[Dataset excerpt]
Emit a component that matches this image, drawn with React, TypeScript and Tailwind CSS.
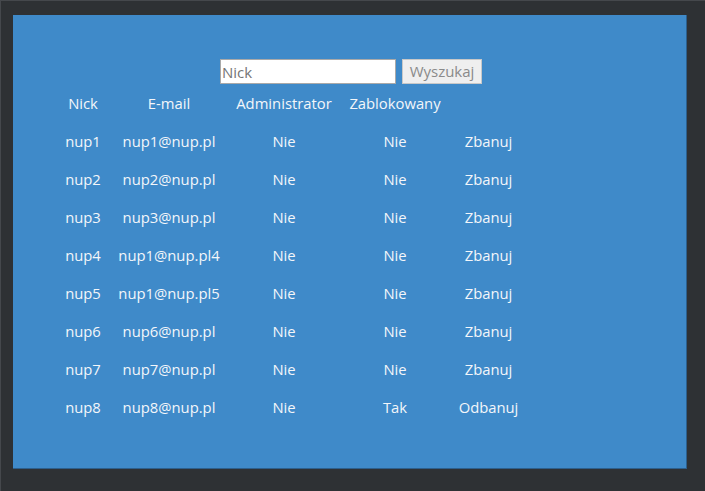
import React from 'react';

interface User {
  nick: string;
  email: string;
  admin: boolean;
  blocked: boolean;
}

const users: User[] = [
  { nick: 'nup1', email: 'nup1@nup.pl', admin: false, blocked: false },
  { nick: 'nup2', email: 'nup2@nup.pl', admin: false, blocked: false },
  { nick: 'nup3', email: 'nup3@nup.pl', admin: false, blocked: false },
  { nick: 'nup4', email: 'nup1@nup.pl4', admin: false, blocked: false },
  { nick: 'nup5', email: 'nup1@nup.pl5', admin: false, blocked: false },
  { nick: 'nup6', email: 'nup6@nup.pl', admin: false, blocked: false },
  { nick: 'nup7', email: 'nup7@nup.pl', admin: false, blocked: false },
  { nick: 'nup8', email: 'nup8@nup.pl', admin: false, blocked: true },
];

const cols = 'grid grid-cols-[54px_118px_112px_110px_77px] h-[38px] items-center text-center';

const App: React.FC = () => {
  return (
    <div
      className="w-[705px] h-[491px] bg-[#2e3134] pl-[13px] pt-[15px] border-l border-t border-[#45484c]"
      style={{ fontFamily: '"Open Sans", "Liberation Sans", sans-serif' }}
    >
      <div className="w-[674px] h-[454px] bg-[#3f8ac9] border-r border-b border-[#2d5f8c] -ml-px -mt-px">
        <form className="flex justify-center gap-[6px] pt-[44px] pl-[3px]" onSubmit={e => e.preventDefault()}>
          <input
            type="text"
            placeholder="Nick"
            className="w-[176px] h-[25px] bg-white border border-[#a9a9a9] px-px text-[15px] text-[#333] placeholder:text-[#757575] outline-none"
          />
          <button
            type="submit"
            className="w-[80px] h-[25px] bg-[#efefef] border border-[#c8c8c8] text-[15px] text-[#8a8a8a] leading-none"
          >
            Wyszukaj
          </button>
        </form>

        <div className="ml-[43px] text-[14.8px] text-[#f3f6fa]">
          <div className={cols}>
            <div>Nick</div>
            <div>E-mail</div>
            <div>Administrator</div>
            <div>Zablokowany</div>
            <div></div>
          </div>
          {users.map(u => (
            <div key={u.nick} className={cols}>
              <div>{u.nick}</div>
              <div>{u.email}</div>
              <div>{u.admin ? 'Tak' : 'Nie'}</div>
              <div>{u.blocked ? 'Tak' : 'Nie'}</div>
              <div>{u.blocked ? 'Odbanuj' : 'Zbanuj'}</div>
            </div>
          ))}
        </div>
      </div>
    </div>
  );
};

export default App;
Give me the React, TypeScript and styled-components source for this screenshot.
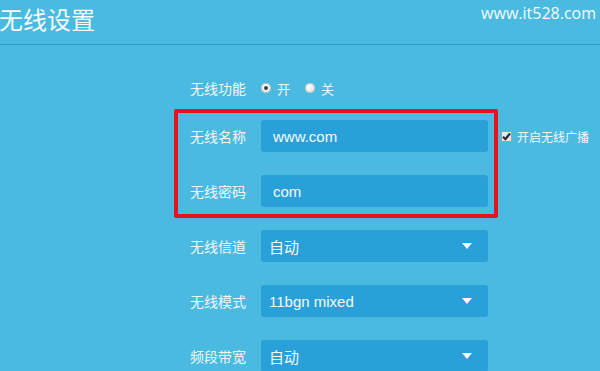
import React from "react";
import styled, { createGlobalStyle } from "styled-components";

const Global = createGlobalStyle`
  html, body { margin: 0; padding: 0; }
  body {
    background: #4bbae0;
    width: 600px;
    height: 371px;
    overflow: hidden;
    font-family: "Noto Sans", "Noto Sans CJK SC", sans-serif;
    color: #f2f9fd;
  }
`;

const Page = styled.div`
  width: 600px;
  height: 371px;
  background: #4bbae0;
  overflow: hidden;
`;

const Header = styled.header`
  height: 44px;
  border-bottom: 1px solid #2b9bce;
  display: flex;
  justify-content: space-between;
  align-items: flex-start;
  box-sizing: content-box;
`;

const Title = styled.h1`
  margin: 0;
  padding-top: 3px;
  font-family: "Noto Sans CJK SC", sans-serif;
  font-weight: 400;
  font-size: 24px;
  line-height: 32px;
  color: #f4fafd;
  margin-left: -1px;
`;

const Site = styled.div`
  padding-top: 2px;
  padding-right: 4px;
  font-family: "Open Sans", sans-serif;
  font-size: 16px;
  line-height: 22px;
  color: #f4fafd;
`;

const Form = styled.div`
  margin-left: 190px;
  padding-top: 33px;
  display: flex;
  flex-direction: column;
  gap: 23px;
`;

const Row = styled.div<{ $h?: number }>`
  display: flex;
  align-items: center;
  height: ${(p) => p.$h ?? 32}px;
`;

const Label = styled.span`
  width: 71px;
  flex: none;
  font-family: "Noto Sans CJK SC", sans-serif;
  font-size: 14px;
  color: #eef8fc;
`;

const Group = styled.div`
  position: relative;
  display: flex;
  flex-direction: column;
  gap: 23px;
`;

const Frame = styled.div`
  position: absolute;
  top: -11px;
  left: -16px;
  width: 324px;
  height: 109px;
  box-sizing: border-box;
  border: 4px solid #e3141d;
  border-radius: 2px;
  pointer-events: none;
`;

const Field = styled.div<{ $pad: number }>`
  width: 227px;
  height: 32px;
  box-sizing: border-box;
  background: #2aa0d8;
  border-radius: 3px;
  display: flex;
  align-items: center;
  justify-content: space-between;
  padding: 0 16px 0 ${(p) => p.$pad}px;
  font-family: "Liberation Sans", "Noto Sans CJK SC", sans-serif;
  font-size: 15px;
  color: #f4fafd;
`;

const Arrow = styled.span`
  width: 0;
  height: 0;
  border-left: 5px solid transparent;
  border-right: 5px solid transparent;
  border-top: 6px solid #ffffff;
`;

const RadioItem = styled.label`
  display: flex;
  align-items: center;
  gap: 6px;
  margin-right: 15px;
  font-family: "Noto Sans CJK SC", sans-serif;
  font-size: 13px;
  color: #eef8fc;
`;

const RadioDot = styled.span<{ $on?: boolean }>`
  width: 10px;
  height: 10px;
  border-radius: 50%;
  background: radial-gradient(circle at 40% 35%, #ffffff, #d4d8db);
  box-shadow: inset 0 0 0 1px #b9c0c5;
  display: flex;
  align-items: center;
  justify-content: center;
  &::after {
    content: "";
    width: 4px;
    height: 4px;
    border-radius: 50%;
    background: ${(p) => (p.$on ? "#444" : "transparent")};
  }
`;

const Check = styled.label`
  display: flex;
  align-items: center;
  gap: 5px;
  margin-left: 13px;
  font-family: "Noto Sans CJK SC", sans-serif;
  font-size: 12px;
  color: #eef8fc;
`;

const CheckBox = styled.span`
  width: 11px;
  height: 11px;
  background: #e4e6e8;
  border: 1px solid #9aa3a9;
  box-sizing: border-box;
  display: flex;
  align-items: center;
  justify-content: center;
`;

export default function App() {
  return (
    <Page>
      <Global />
      <Header>
        <Title>无线设置</Title>
        <Site>www.it528.com</Site>
      </Header>
      <Form>
        <Row $h={20} style={{ marginBottom: -1 }}>
          <Label>无线功能</Label>
          <RadioItem>
            <RadioDot $on />开
          </RadioItem>
          <RadioItem>
            <RadioDot />关
          </RadioItem>
        </Row>
        <Group>
          <Frame />
          <Row>
            <Label>无线名称</Label>
            <Field $pad={12}>www.com</Field>
            <Check>
              <CheckBox>
                <svg width="9" height="9" viewBox="0 0 9 9">
                  <path d="M1 4.8 L3.4 7.2 L8 1.5" fill="none" stroke="#2a2a2a" strokeWidth="2.2" />
                </svg>
              </CheckBox>
              开启无线广播
            </Check>
          </Row>
          <Row>
            <Label>无线密码</Label>
            <Field $pad={12}>com</Field>
          </Row>
        </Group>
        <Row>
          <Label>无线信道</Label>
          <Field $pad={8}>
            自动<Arrow />
          </Field>
        </Row>
        <Row>
          <Label>无线模式</Label>
          <Field $pad={8}>
            11bgn mixed<Arrow />
          </Field>
        </Row>
        <Row>
          <Label>频段带宽</Label>
          <Field $pad={8}>
            自动<Arrow />
          </Field>
        </Row>
      </Form>
    </Page>
  );
}
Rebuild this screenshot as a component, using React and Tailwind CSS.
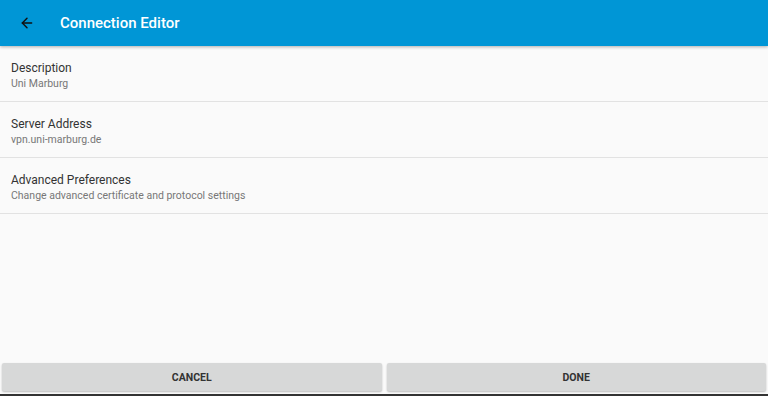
import { ArrowLeft } from 'lucide-react';

const ROWS = [
  { title: 'Description', sub: 'Uni Marburg' },
  { title: 'Server Address', sub: 'vpn.uni-marburg.de' },
  { title: 'Advanced Preferences', sub: 'Change advanced certificate and protocol settings' },
];

export default function App() {
  return (
    <div className="w-[768px] h-[396px] flex flex-col bg-[#fafafa] overflow-hidden font-['Roboto',sans-serif]">
      {/* Toolbar */}
      <div className="h-[46px] shrink-0 flex items-center bg-[#0096d6] shadow-[0_1px_3px_rgba(0,0,0,0.3)] relative z-10">
        <div className="w-[60px] flex items-center pl-[19px]">
          <ArrowLeft size={16} strokeWidth={2.2} className="text-[#111]" />
        </div>
        <h1 className="text-[15px] font-medium text-white">Connection Editor</h1>
      </div>

      {/* Preference list */}
      <div className="flex-1">
        {ROWS.map((r, i) => (
          <div key={i} className="h-[56px] flex flex-col justify-center pt-[3px] px-[11px] border-b border-[#e2e2e2]">
            <p className="text-[12px] leading-[16px] text-[#333]">{r.title}</p>
            <p className="text-[10.5px] leading-[14px] text-[#777] mt-[1px]">{r.sub}</p>
          </div>
        ))}
      </div>

      {/* Buttons */}
      <div className="flex gap-[5px] px-[2px] pb-[3px]">
        <button className="flex-1 h-[28px] pt-[2px] bg-[#d7d8d8] rounded-[2px] shadow-[0_1px_2px_rgba(0,0,0,0.25)] text-[10.5px] font-bold text-[#333]">
          CANCEL
        </button>
        <button className="flex-1 h-[28px] pt-[2px] bg-[#d7d8d8] rounded-[2px] shadow-[0_1px_2px_rgba(0,0,0,0.25)] text-[10.5px] font-bold text-[#333]">
          DONE
        </button>
      </div>
      <div className="h-[2px] bg-[#333] shrink-0" />
    </div>
  );
}
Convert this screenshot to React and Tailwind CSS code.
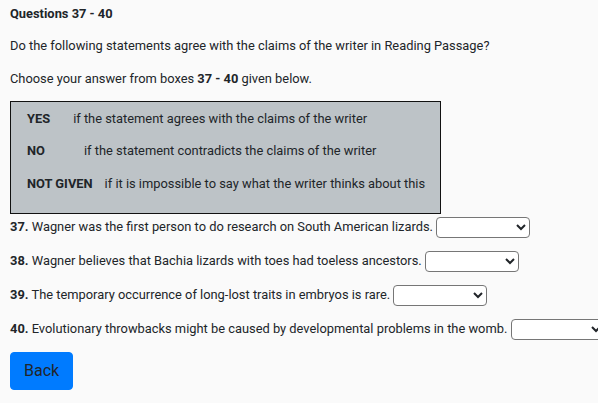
import React from "react";

const statements = [
  { n: 37, text: "Wagner was the first person to do research on South American lizards." },
  { n: 38, text: "Wagner believes that Bachia lizards with toes had toeless ancestors." },
  { n: 39, text: "The temporary occurrence of long-lost traits in embryos is rare." },
  { n: 40, text: "Evolutionary throwbacks might be caused by developmental problems in the womb." },
];

const Answer = () => (
  <select className="w-[94px] h-[21px] align-middle border border-[#767676] rounded-[4px] bg-white text-[13px]">
    <option value=""></option>
    <option value="YES">YES</option>
    <option value="NO">NO</option>
    <option value="NOT GIVEN">NOT GIVEN</option>
  </select>
);

const App = () => {
  return (
    <div
      className="min-h-screen bg-[#fafafa] text-[#212529] text-[12.87px] leading-[1.5] px-[10px] pt-[4px] pb-[2px]"
      style={{ fontFamily: "Roboto, 'Liberation Sans', sans-serif" }}
    >
      <p className="font-bold mb-[13px]">Questions 37 - 40</p>
      <p className="mb-[13px]">
        Do the following statements agree with the claims of the writer in Reading Passage?
      </p>
      <p className="mb-[13px]">
        Choose your answer from boxes <b>37 - 40</b> given below.
      </p>

      <div className="w-[431px] bg-[#bdc3c7] border-[1.5px] border-[#111] pt-[7px] pb-[7px] pl-[16px] whitespace-nowrap">
        <p className="mb-[13px]">
          <b>YES</b>
          <span className="ml-[23px]">if the statement agrees with the claims of the writer</span>
        </p>
        <p className="mb-[13px]">
          <b>NO</b>
          <span className="ml-[39px]">if the statement contradicts the claims of the writer</span>
        </p>
        <p className="mb-[13px]">
          <b>NOT GIVEN</b>
          <span className="ml-[12px]">if it is impossible to say what the writer thinks about this</span>
        </p>
      </div>

      <div className="whitespace-nowrap pt-[2px]">
        {statements.map((s) => (
          <p key={s.n} className="mb-[13px] h-[21px] leading-[21px]">
            <b>{s.n}.</b> {s.text} <Answer />
          </p>
        ))}
      </div>

      <button className="bg-[#007bff] text-[#212529] text-[16px] leading-[24px] px-[13px] py-[6px] border border-[#007bff] rounded-[4px]">
        Back
      </button>
    </div>
  );
};

export default App;
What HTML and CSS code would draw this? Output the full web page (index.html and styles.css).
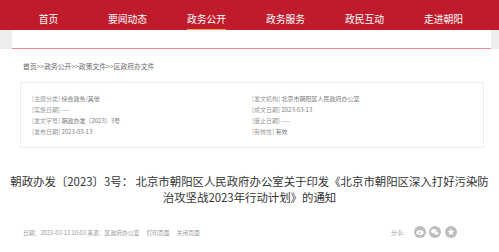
FILE: index.html
```html
<!DOCTYPE html>
<html>
<head>
    <meta charset="UTF-8">
    <title>北京市朝阳区人民政府</title>
    <link rel="stylesheet" href="styles.css">
</head>
<body>
<div id="nav">
    <a class="nav-item">首页</a>
    <a class="nav-item">要闻动态</a>
    <a class="nav-item active">政务公开</a>
    <a class="nav-item">政务服务</a>
    <a class="nav-item">政民互动</a>
    <a class="nav-item">走进朝阳</a>
</div>
<div id="band">
    <div id="band-inner"></div>
</div>

<div id="crumb">首页&gt;&gt;政务公开&gt;&gt;政策文件&gt;&gt;区政府办文件</div>

<div id="meta">
    <div class="col">
        <div class="row"><span class="label">[主题分类]</span> 综合政务/其他</div>
        <div class="row"><span class="label">[实施日期]</span> ----</div>
        <div class="row"><span class="label">[发文字号]</span> 朝政办发〔2023〕3号</div>
        <div class="row"><span class="label">[发布日期]</span> 2023-03-13</div>
    </div>
    <div class="col">
        <div class="row"><span class="label">[发文机构]</span> 北京市朝阳区人民政府办公室</div>
        <div class="row"><span class="label">[成文日期]</span> 2023-03-13</div>
        <div class="row"><span class="label">[废止日期]</span> ----</div>
        <div class="row"><span class="label">[有效性]</span> 有效</div>
    </div>
</div>

<h1 id="title">朝政办发〔2023〕3号： 北京市朝阳区人民政府办公室关于印发《北京市朝阳区深入打好污染防治攻坚战2023年行动计划》的通知</h1>

<div id="info">
    <div class="info-left">日期：2023-03-13 10:03 来源：区政府办公室<span class="link">打印页面</span><span class="link">关闭页面</span></div>
    <div class="share">
        <span class="share-text">分享:</span>
        <span class="share-icon">
            <svg width="12" height="12" viewBox="0 0 12 12"><circle cx="6" cy="6" r="6" fill="#bdbdbd"/><ellipse cx="6" cy="6.6" rx="3.6" ry="2.4" fill="#fff"/><circle cx="5.6" cy="6.8" r="1" fill="#bdbdbd"/></svg>
        </span>
        <span class="share-icon">
            <svg width="12" height="12" viewBox="0 0 12 12"><circle cx="6" cy="6" r="6" fill="#bdbdbd"/><ellipse cx="5" cy="5.2" rx="2.8" ry="2.2" fill="#fff"/><ellipse cx="7.4" cy="7.2" rx="2.3" ry="1.8" fill="#fff" stroke="#bdbdbd" stroke-width="0.5"/></svg>
        </span>
        <span class="share-icon">
            <svg width="12" height="12" viewBox="0 0 12 12"><circle cx="6" cy="6" r="6" fill="#bdbdbd"/><path d="M6 2.4 L7 4.8 L9.5 5 L7.6 6.6 L8.2 9.2 L6 7.8 L3.8 9.2 L4.4 6.6 L2.5 5 L5 4.8 Z" fill="#fff"/></svg>
        </span>
    </div>
</div>
</body>
</html>
```

FILE: styles.css
```css
body {
    margin: 0px;
    background-color: #ffffff;
    font-family: 'Noto Sans CJK SC', 'Noto Sans', sans-serif;
    color: #333333;
}
#nav {
    height: 30px;
    background-color: #c01b2d;
    display: flex;
    padding-left: 9px;
    box-sizing: border-box;
}
.nav-item {
    width: 79px;
    text-align: center;
    color: #ffffff;
    font-size: 9.8px;
    line-height: 12px;
    padding-top: 13px;
    box-sizing: border-box;
}
/* orange bar under the current section */
.active {
    position: relative;
}
.active::before {
    content: "";
    position: absolute;
    left: 20px;
    right: 20px;
    bottom: 0px;
    height: 1px;
    background-color: #f2a04a;
}
#band {
    background-color: #eeeeee;
    padding: 0px 8px 0px 12px;
}
#band-inner {
    height: 18px;
    background-color: #ffffff;
    border-bottom: 1.5px solid #f08a8f;
}
#crumb {
    padding: 12px 0px 0px 23px;
    font-size: 6.8px;
    line-height: 10px;
    color: #666666;
}
#meta {
    margin: 11px 15px 0px 20px;
    border: 1px solid #eeeeee;
    padding: 10px 11px 10px 11px;
    display: flex;
}
.col {
    width: 220px;
}
.row {
    font-size: 6px;
    line-height: 11px;
    color: #7a7a7a;
}
.label {
    color: #999999;
}
#title {
    margin: 25px 0px 0px 0px;
    padding: 0px 8px;
    font-size: 11.4px;
    font-weight: normal;
    line-height: 16px;
    text-align: center;
    color: #333333;
}
#info {
    display: flex;
    align-items: center;
    height: 14px;
    margin: 20px 0px 0px 23px;
    font-size: 5.8px;
    color: #999999;
}
.info-left {
    width: 368px;
    flex-shrink: 0;
}
.link {
    margin-left: 7px;
}
.share {
    display: flex;
    align-items: center;
    flex-shrink: 0;
}
.share-text {
    margin-right: 6px;
}
.share-icon {
    display: block;
    width: 12px;
    height: 12px;
    margin-left: 3.5px;
    flex-shrink: 0;
}
.share-icon svg {
    display: block;
}
```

* The problem
Where a line in the entries holds the word "TypeScript", copy that line.

* Written answer
Emit a component that matches this image, drawn with React, TypeScript and Tailwind CSS.
Give me the React, TypeScript and styled-components source for this screenshot.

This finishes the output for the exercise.